Thursday 2 June 2011

matadors, sharks, liars



I'm co-hosting a bookswap on Sunday at Stoke Newington public library. The authors are John Butler and Ian Leslie, who, for clarity, is a friend of mine. (I think reviewers - which I am not in this case - should always mention their relationships with people they are reviewing. Other people think differently. We can't both be right.)

Anyway, John Butler's written an intercontinental coming-of-age novel called The Tenderloin and Ian Leslie has written Born Liars, which is a book about lying. Or is it? (It is.) (Or is it?) Here's a paragraph from it. Or is it?:

Keeler's heavy drinking led to the end of his marriage with Katherine Keeler, a glamorous and accomplished woman who trained as a forensic scientist before establishing her own all-female detective agency in Chicago. Soon after doing so she left Keeler for Rene Dussaq, a Cuban-American with a degree in philosophy from the University of Geneva who at various times was a matador, polo player, Davis Cup tennis player, fencing champion and highly decorated war hero.

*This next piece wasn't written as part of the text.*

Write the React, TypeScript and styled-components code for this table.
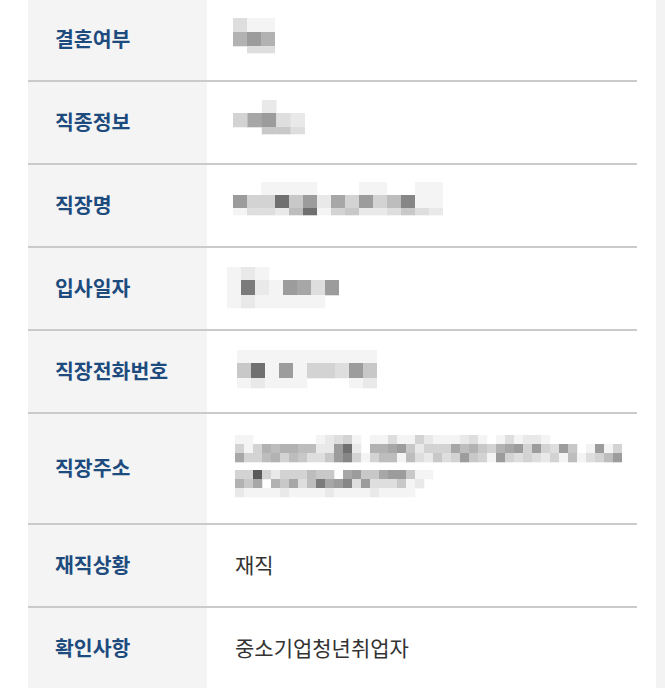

Katherine was killed in 1944 after the plane she was flying solo across country crashed into a field in Ohio. Keeler died of a stroke caused by alcoholism four years later, aged 46. John Larson spent the rest of his career working for various penal institutions, collecting newspaper clippings about his machine [the polygraph, which Larson collaborated on with Keeler], and working on a nine thousand-page book on psychology for which he never found a publisher. He died in 1965, aged 73.

I looked for a picture of Dussaq with which to illustrate this post, and found the above ex libris. Another on the same page is below. It's weird, isn't it?

4 comments:

an_ordinary_person said...

Yes, very weird. I wonder what what after BB, with MM, for WW means...

~L~

Ian said...

That site describes this as the ex libris of Wolfgang Wissing, so that would be "WW". From the image, I'd guess that "BB" is Bertolt Brecht, who of course provided the lyrics for the Threepenny Opera, and thence "MM" is (in German) Mackie Messer (Mack the Knife in English translation), whose song you'll recall includes the lines: "Oh the shark has pretty teeth dear, And he shows them pearly white, Just a jack-knife has Macheath dear, And he keeps it out of sight". And so on.

an_ordinary_person said...

...Blimey!

Unknown said...

My grandfather was Rene Dussaq. Any questions or information would be great! Very interesting to find this artifact!